THE TASK
Pick out all lines in the listing holding the string "components" and copy them.
● ● ●
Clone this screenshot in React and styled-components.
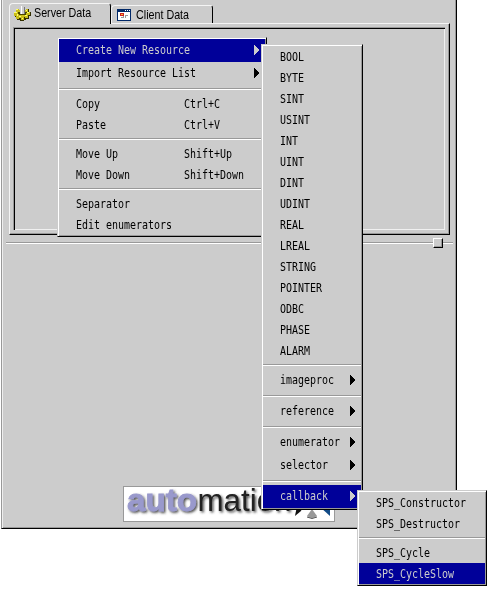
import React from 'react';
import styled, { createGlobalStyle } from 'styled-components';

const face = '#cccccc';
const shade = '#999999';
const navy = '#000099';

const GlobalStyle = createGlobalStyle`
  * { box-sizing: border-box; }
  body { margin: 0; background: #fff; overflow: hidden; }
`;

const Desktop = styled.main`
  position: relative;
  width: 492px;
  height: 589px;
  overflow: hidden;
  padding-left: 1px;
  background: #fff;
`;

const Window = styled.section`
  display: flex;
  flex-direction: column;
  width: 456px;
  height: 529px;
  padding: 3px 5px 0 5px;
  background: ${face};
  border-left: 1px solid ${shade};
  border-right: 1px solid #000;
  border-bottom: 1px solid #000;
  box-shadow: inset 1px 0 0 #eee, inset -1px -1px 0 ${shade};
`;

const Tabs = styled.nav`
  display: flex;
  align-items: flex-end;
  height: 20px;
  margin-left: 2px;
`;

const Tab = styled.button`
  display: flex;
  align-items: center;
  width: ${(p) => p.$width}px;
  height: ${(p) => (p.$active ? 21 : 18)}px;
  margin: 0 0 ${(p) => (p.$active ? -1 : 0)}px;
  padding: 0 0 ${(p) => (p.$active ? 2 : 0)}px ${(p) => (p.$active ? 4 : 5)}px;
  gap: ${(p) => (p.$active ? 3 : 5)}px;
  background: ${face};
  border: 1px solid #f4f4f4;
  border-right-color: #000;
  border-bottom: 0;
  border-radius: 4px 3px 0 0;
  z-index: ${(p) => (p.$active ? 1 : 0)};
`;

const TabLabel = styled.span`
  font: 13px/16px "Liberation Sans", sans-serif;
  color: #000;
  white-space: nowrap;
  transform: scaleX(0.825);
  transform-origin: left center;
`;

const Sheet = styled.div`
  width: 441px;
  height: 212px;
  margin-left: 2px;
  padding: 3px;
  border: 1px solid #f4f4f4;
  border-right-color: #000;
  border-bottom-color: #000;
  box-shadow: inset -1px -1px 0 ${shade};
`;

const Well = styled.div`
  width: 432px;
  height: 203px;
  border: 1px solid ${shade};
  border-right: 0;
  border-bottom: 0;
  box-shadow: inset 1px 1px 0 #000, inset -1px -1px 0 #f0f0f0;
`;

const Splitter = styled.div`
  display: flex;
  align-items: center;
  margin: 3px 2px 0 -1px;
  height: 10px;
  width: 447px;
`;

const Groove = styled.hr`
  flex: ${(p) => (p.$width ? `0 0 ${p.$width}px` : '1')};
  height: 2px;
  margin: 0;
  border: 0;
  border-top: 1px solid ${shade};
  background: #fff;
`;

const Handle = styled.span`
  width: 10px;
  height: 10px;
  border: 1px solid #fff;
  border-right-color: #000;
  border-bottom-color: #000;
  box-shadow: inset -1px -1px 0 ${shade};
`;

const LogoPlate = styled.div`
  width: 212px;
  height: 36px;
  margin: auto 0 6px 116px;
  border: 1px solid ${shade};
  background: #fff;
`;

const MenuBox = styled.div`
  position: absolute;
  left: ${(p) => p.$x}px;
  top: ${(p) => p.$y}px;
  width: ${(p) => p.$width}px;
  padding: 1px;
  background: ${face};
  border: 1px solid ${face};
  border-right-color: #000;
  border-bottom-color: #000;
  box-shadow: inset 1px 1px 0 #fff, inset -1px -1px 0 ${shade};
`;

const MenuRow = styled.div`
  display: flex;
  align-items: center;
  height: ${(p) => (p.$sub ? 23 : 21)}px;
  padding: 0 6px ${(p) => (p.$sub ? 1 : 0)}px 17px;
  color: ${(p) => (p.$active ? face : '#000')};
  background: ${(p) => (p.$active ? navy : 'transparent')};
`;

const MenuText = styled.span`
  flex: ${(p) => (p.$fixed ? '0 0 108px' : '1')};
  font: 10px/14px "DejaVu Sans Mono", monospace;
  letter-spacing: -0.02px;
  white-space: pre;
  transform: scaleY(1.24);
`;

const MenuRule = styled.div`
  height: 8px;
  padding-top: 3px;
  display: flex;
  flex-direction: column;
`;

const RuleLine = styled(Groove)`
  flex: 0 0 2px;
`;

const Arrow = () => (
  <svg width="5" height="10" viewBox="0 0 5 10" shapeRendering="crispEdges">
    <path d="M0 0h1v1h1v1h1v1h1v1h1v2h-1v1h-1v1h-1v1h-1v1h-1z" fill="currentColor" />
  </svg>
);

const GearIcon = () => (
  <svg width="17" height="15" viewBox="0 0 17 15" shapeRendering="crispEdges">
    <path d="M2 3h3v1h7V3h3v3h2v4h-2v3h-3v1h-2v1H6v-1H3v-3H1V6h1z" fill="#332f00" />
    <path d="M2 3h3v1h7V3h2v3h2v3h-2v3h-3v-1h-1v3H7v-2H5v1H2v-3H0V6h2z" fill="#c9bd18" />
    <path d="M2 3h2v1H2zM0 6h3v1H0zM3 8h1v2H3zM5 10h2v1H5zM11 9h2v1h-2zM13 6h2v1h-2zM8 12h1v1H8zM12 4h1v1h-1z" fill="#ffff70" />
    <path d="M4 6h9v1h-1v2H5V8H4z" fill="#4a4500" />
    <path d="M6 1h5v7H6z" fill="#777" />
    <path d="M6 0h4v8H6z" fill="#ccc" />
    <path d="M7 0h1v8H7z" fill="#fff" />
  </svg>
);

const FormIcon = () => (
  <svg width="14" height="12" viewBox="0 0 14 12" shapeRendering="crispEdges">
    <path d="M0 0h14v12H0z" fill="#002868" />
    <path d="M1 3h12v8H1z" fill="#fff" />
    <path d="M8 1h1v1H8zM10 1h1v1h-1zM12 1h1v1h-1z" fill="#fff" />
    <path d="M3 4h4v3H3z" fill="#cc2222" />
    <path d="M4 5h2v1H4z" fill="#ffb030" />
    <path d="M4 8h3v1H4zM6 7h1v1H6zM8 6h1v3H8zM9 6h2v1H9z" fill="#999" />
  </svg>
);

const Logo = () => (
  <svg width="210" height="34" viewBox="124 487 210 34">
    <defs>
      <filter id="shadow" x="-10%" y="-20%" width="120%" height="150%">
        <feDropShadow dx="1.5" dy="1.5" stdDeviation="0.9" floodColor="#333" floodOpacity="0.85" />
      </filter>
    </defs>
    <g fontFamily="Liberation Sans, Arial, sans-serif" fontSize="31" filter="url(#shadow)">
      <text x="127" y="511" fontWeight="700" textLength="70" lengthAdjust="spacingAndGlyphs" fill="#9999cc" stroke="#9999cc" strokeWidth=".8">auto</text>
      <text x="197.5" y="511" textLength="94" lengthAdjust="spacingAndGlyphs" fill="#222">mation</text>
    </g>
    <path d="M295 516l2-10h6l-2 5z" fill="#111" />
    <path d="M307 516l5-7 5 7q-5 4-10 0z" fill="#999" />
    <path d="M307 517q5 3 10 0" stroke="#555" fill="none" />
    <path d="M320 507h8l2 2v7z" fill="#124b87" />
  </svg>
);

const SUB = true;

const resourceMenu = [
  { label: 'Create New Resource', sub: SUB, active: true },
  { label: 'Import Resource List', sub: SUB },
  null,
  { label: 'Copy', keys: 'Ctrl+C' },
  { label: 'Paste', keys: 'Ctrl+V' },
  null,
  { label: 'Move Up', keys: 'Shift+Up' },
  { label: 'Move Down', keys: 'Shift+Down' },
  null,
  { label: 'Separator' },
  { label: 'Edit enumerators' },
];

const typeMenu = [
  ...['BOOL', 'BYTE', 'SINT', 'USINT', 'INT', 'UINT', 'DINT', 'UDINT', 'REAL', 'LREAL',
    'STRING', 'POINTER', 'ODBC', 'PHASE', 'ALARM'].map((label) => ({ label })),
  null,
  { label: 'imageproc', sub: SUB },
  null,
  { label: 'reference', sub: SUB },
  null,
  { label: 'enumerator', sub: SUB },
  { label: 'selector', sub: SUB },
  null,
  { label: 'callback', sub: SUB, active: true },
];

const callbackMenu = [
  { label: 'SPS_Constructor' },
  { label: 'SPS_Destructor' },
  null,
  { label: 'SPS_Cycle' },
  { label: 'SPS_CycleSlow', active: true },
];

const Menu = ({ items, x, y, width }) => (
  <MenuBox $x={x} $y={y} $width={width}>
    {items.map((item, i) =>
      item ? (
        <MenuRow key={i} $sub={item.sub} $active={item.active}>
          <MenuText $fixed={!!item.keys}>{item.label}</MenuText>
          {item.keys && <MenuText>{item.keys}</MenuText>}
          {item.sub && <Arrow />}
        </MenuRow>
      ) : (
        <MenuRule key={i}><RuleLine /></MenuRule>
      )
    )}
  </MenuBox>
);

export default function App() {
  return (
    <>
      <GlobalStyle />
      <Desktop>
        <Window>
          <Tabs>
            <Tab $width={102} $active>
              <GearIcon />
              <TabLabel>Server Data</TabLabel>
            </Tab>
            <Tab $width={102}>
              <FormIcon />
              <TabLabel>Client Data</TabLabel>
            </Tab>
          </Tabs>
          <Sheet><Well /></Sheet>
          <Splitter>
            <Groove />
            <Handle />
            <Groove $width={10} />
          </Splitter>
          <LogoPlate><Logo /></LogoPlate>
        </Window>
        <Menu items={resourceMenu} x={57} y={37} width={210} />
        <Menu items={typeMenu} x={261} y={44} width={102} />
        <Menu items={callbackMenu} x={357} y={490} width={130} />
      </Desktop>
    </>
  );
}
● ● ●
WRITTEN RESPONSE
Clone this screenshot in React and styled-components.
import styled, { createGlobalStyle } from 'styled-components';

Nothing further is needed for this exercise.